Lincoln Private Investment launch

The firm facilitates discretionary management of family wealth and private banking, alongside offering a stockbroking service, and has been running real money since 1 July

Lincoln Private Investment launch

|

The firm offers discretionary management of family wealth and private banking, alongside a stockbroking service, and has been running real money since 1 July.

Lincoln’s approach encompasses giving each client unique asset allocation, and then running all portfolios as whole, as Ross Elder, founder and managing partner, explained.

“If, as a firm, we decide to go 10% overweight in UK equities, so will all of our clients,” he said. “So we are looking for capacity-constrained, even closed, interesting and niche fund managers. Nothing is at the managers’ discretion.”

Following prior agreement, clients’ money will be split into the discretionary and advisory sides of the business – 70% discretionary, 30% advisory – comprised of liquid assets and illiquid investments respectively.

“We split people’s money into the discretionary part of the portfolio for liquid assets – bonds, equities and also regulated liquid absolute return funds, which allows us to be responsive to those markets where there is often more volatility,” Elder said. “They are mainly actively-managed funds, but also some passives to allow us to go in and out of the markets more quickly.”

Elder believes that this unorthodox approach is necessary to avoid volatility that is usually incurred by having illiquid assets in portfolios.

“It is our core belief that you should not have illiquid assets in your portfolios,” he said. “You should be able to trade volatile assets, so they’re not best managed on an advisory basis – if people are away they can’t take the trade so they give us responsibility and discretion to manage those core liquid, maybe more volatile, assets.

“Also, with the clients at the level of wealth that we look after, some the illiquid investments do fit some, but not all, of our clients, where they are illiquid, potentially more volatile, and have the potential to drive higher returns. We go back to the clients and confirm that they are suitable and appropriate, and ensure that they have the time horizon and the situation hasn’t changed. Although we advise with authority and set out a personal asset allocation, we make sure the clients are aware of any additional risk involved – they have the final call.”

“Each client will have active and passive exposure assuming they are comfortable with that. Certain clients may not want active or passive, but our core clients want both.”

The discretionary portfolios will contain 12 to 15 funds on average, with the majority being closed or capacity-constrained – a facet which Elder explained.

He said: “For example, if the manager of a small-cap fund attracts additional AUM, at a certain stage they will get beyond the size where they can still invest in small and micro-cap investments. The fund gets too big and the performance can be negatively impacted. We like to say ‘this strategy works up to this capacity’ and we see that they demonstrably stick to their original commitment and keep the fund small.”

On the other hand, the advisory portfolios lean towards higher-risk investments.

“The illiquid investments aim to drive higher performance but generally have higher risk with them, such as private equity, commercial property and traditional hedge funds.

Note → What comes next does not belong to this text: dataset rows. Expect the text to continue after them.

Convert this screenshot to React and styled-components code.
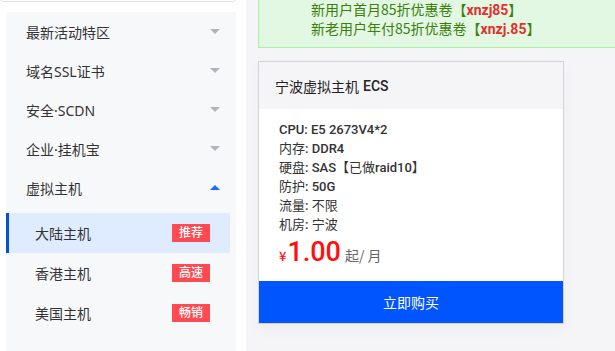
import React from "react";
import styled, { createGlobalStyle } from "styled-components";

const Global = createGlobalStyle`
  html, body {
    margin: 0;
    padding: 0;
    background: #ffffff;
    font-family: "Noto Sans CJK SC", "Noto Sans", sans-serif;
    overflow: hidden;
  }
  * { box-sizing: border-box; }
`;

const Page = styled.div`
  display: flex;
  height: 351px;
  overflow: hidden;
`;

const LeftCol = styled.div`
  width: 236px;
  display: flex;
  flex-direction: column;
`;

const SearchBox = styled.div`
  height: 40px;
  margin-top: -38px;
  width: 236px;
  border: 1px solid #e2e2e6;
  border-radius: 3px;
`;

const Sidebar = styled.ul`
  list-style: none;
  margin: 10px 0 0 6px;
  padding: 0;
  flex: 1;
  background: #f7f8fa;
  font-family: "Noto Sans", "Noto Sans CJK SC", sans-serif;
`;

const MenuItem = styled.li`
  height: 39px;
  display: flex;
  align-items: center;
  justify-content: space-between;
  padding: 0 16px 0 20px;
  font-size: 14px;
  color: #333;
`;

const Caret = styled.span`
  width: 0;
  height: 0;
  border-left: 5px solid transparent;
  border-right: 5px solid transparent;
  ${(p) =>
    p.$up
      ? "border-bottom: 5px solid #1a66ff;"
      : "border-top: 5px solid #b4b4b8;"}
`;

const SubMenu = styled.ul`
  list-style: none;
  margin: 6px 6px 0 0;
  padding: 0;
`;

const SubItem = styled.li`
  height: 40px;
  display: flex;
  align-items: center;
  justify-content: space-between;
  padding: 0 20px 0 26px;
  font-size: 14px;
  color: #333;
  background: ${(p) => (p.$active ? "#dfecff" : "transparent")};
  border-left: 3px solid ${(p) => (p.$active ? "#0052d9" : "transparent")};
`;

const Badge = styled.span`
  width: 38px;
  height: 18px;
  line-height: 18px;
  text-align: center;
  background: #ff4a52;
  color: #fff;
  font-size: 12px;
  font-weight: 500;
`;

const RightCol = styled.div`
  flex: 1;
  margin-left: 10px;
  padding-left: 12px;
  background: #f5f5f7;
  overflow: hidden;
`;

const Notice = styled.div`
  width: 420px;
  margin-top: -11px;
  padding: 10px 0 9px 52px;
  background: #e3f8e3;
  border: 1px solid #a6f2a6;
  color: #3a800c;
  font-size: 14px;
`;

const NoticeLine = styled.div`
  height: 19px;
  line-height: 19px;
`;

const Code = styled.b`
  color: #e2302c;
  font-family: "Roboto", "Noto Sans", sans-serif;
  font-weight: 700;
`;

const Card = styled.div`
  width: 306px;
  margin-top: 13px;
  border: 1px solid #d4d4d8;
  background: #fff;
  box-shadow: 0 6px 14px rgba(0, 0, 0, 0.035);
`;

const CardHead = styled.div`
  height: 47px;
  display: flex;
  align-items: center;
  padding-left: 16px;
  background: #f5f5f7;
  font-size: 14px;
  color: #222;
`;

const Strong = styled.span`
  font-family: "Roboto", "Noto Sans", sans-serif;
  font-weight: 500;
  margin-left: 4px;
`;

const CardBody = styled.div`
  padding: 10px 20px 14px 20px;
`;

const Spec = styled.div`
  height: 19px;
  font-size: 13px;
  line-height: 19px;
  color: #333;
`;

const B = styled.span`
  font-family: "Roboto", "Noto Sans", sans-serif;
  font-weight: 500;
`;

const Price = styled.div`
  margin-top: 4px;
  display: flex;
  align-items: baseline;
  height: 30px;
  line-height: 30px;
  color: #ff1010;
`;

const Yen = styled.span`
  font-size: 13px;
  font-weight: 500;
`;

const Amount = styled.span`
  font-family: "Roboto", "Noto Sans", sans-serif;
  font-size: 27px;
  font-weight: 500;
  margin: 0 4px 0 1px;
`;

const Unit = styled.span`
  font-size: 14px;
  color: #666;
`;

const BuyButton = styled.div`
  height: 42px;
  display: flex;
  align-items: center;
  justify-content: center;
  background: #0055ff;
  color: #fff;
  font-size: 14px;
`;

const menus = ["最新活动特区", "域名SSL证书", "安全·SCDN", "企业·挂机宝"];

const subs = [
  { name: "大陆主机", tag: "推荐", active: true },
  { name: "香港主机", tag: "高速" },
  { name: "美国主机", tag: "畅销" },
];

export default function App() {
  return (
    <Page>
      <Global />
      <LeftCol>
        <SearchBox />
        <Sidebar>
          {menus.map((m) => (
            <MenuItem key={m}>
              {m}
              <Caret />
            </MenuItem>
          ))}
          <MenuItem>
            虚拟主机
            <Caret $up />
          </MenuItem>
          <SubMenu>
            {subs.map((s) => (
              <SubItem key={s.name} $active={s.active}>
                {s.name}
                <Badge>{s.tag}</Badge>
              </SubItem>
            ))}
          </SubMenu>
        </Sidebar>
      </LeftCol>
      <RightCol>
        <Notice>
          <NoticeLine>
            新用户首月85折优惠卷【<Code>xnzj85</Code>】
          </NoticeLine>
          <NoticeLine>
            新老用户年付85折优惠卷【<Code>xnzj.85</Code>】
          </NoticeLine>
        </Notice>
        <Card>
          <CardHead>
            宁波虚拟主机<Strong>ECS</Strong>
          </CardHead>
          <CardBody>
            <Spec>
              <B>CPU: E5 2673V4*2</B>
            </Spec>
            <Spec>
              内存<B>: DDR4</B>
            </Spec>
            <Spec>
              硬盘<B>: SAS</B>【已做<B>raid10</B>】
            </Spec>
            <Spec>
              防护<B>: 50G</B>
            </Spec>
            <Spec>
              流量<B>: </B>不限
            </Spec>
            <Spec>
              机房<B>: </B>宁波
            </Spec>
            <Price>
              <Yen>¥</Yen>
              <Amount>1.00</Amount>
              <Unit>起/ 月</Unit>
            </Price>
          </CardBody>
          <BuyButton>立即购买</BuyButton>
        </Card>
      </RightCol>
    </Page>
  );
}
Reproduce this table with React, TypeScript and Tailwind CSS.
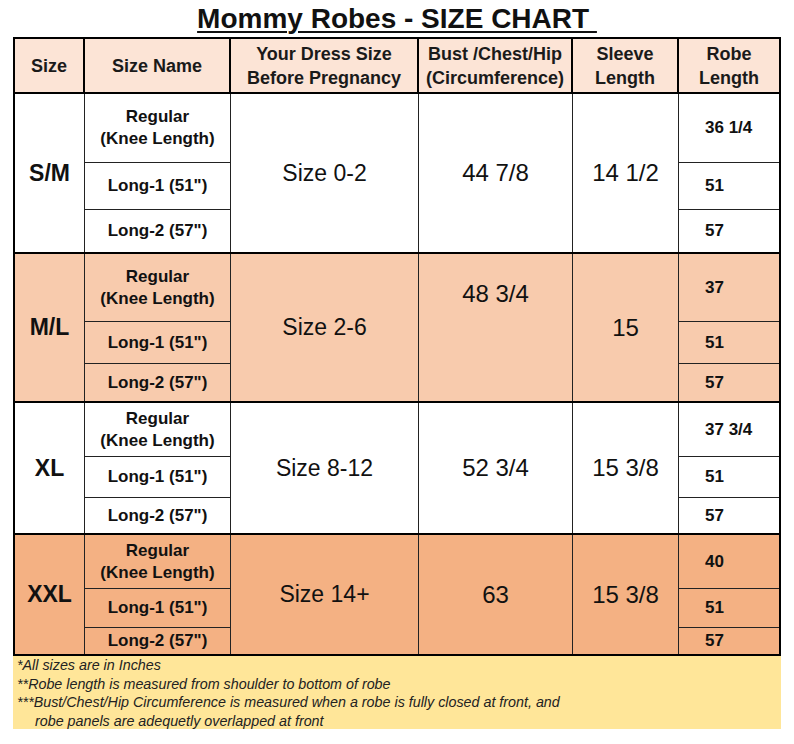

We run these on an advisory basis. We advise with authority but we make sure it fits with the individual client’s situations and goals.”

As well as managing funds across a variety of asset classes, the advisory board members will also invest their own personal assets along with their clients’ – a trait the firm looks for when selecting fund managers.

“We like funds where the managers have put a significant amount of their own wealth to work – that’s important for aligning interests,” Elder explained. “We want people that are less benchmark-focused and have an ability to outperform. When it comes down to it we want to avoid the downside – often it adds more value to investors than upside growth; we are focused on avoiding significant drawdowns. We give precedence to performance over style.”

Lincoln was formed after demand from the founders’ existing clients, and while the company is only just off the launch pad there are already plans to expand in the next year or so.

“It came from our clients, who asked us to do what we were doing at Berenberg, but genuinely independently,” said Elder. “The client base was already there.

“We have seen significant demand for the structure we have in place, so we will be increasing clients but always looking after a select number. We will also be adding partners to the business, but sticking with the existing business parameters.”

Co-founders Fred Hervey and Becky Robbins take respective berths of chief investment officer and chief operating officer, based in London. Hervey founded Berenberg UK Private Bank with Elder, while Robbins was head of operations at the same company.

They are supported by an investment advisory board, composed of Hugh Sloane, founder of Sloane Robinson, Dipankar Shewaram, a former senior portfolio manager at BlueBay Asset Management, and Alan Carruthers, who was formerly head of equities at JPMorgan Cazenove.

Lincoln is entirely internally-owned, with every client offered the opportunity to become a shareholder but under no obligation to do so.